His life may make an all-American Horatio Alger story, the kind Richard Nixon used to love to tell ("Nixon had some basic flaws in his character," Mr. Chiles observes about the former President, "and he wasn't a very good President; in fact, he probably wasn't a good conservative or Republican, either"). But Mr. Chiles's story is one that he fears will not be repeated in this day and age, when "the liberals in Washington are working overtime to destroy the American dream."

He expounds on this theme in one of his radio messages:

"Let me tell you why I am mad. Forty years ago, I started the Western Company, and under the free-enterprise system I was able to build that company into an international organization with some 4,000 employees. Today, I'm afraid the opportunity I had no longer exists. During the last 50 years the liberal philosophy practiced by Congress has literally turned the American dream into a nightmare.
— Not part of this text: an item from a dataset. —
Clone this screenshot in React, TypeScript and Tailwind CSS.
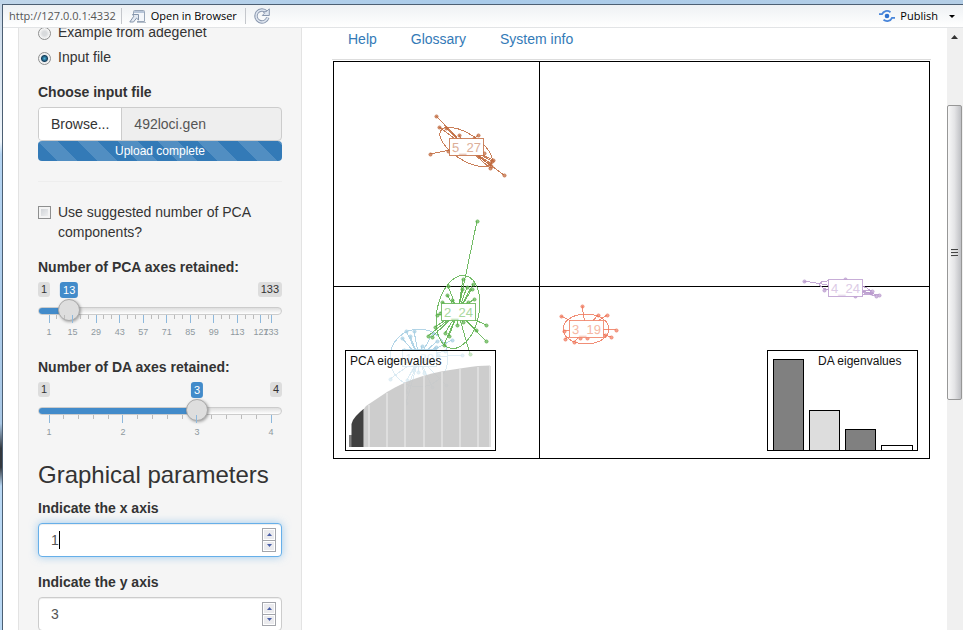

And this makes me mad. Fighting mad. I love America, and I'm determined to fight to get our freedoms back. The free-enterprise system has been good to me. I want to give something back. I'm not seeking any political offices or awards of any kind."

All he wants to do, he says, is reverse "the progress to socialism in this country," and return the country to the kind of government it had under the last President he thought worthy of the job: Dwight David Eisenhower.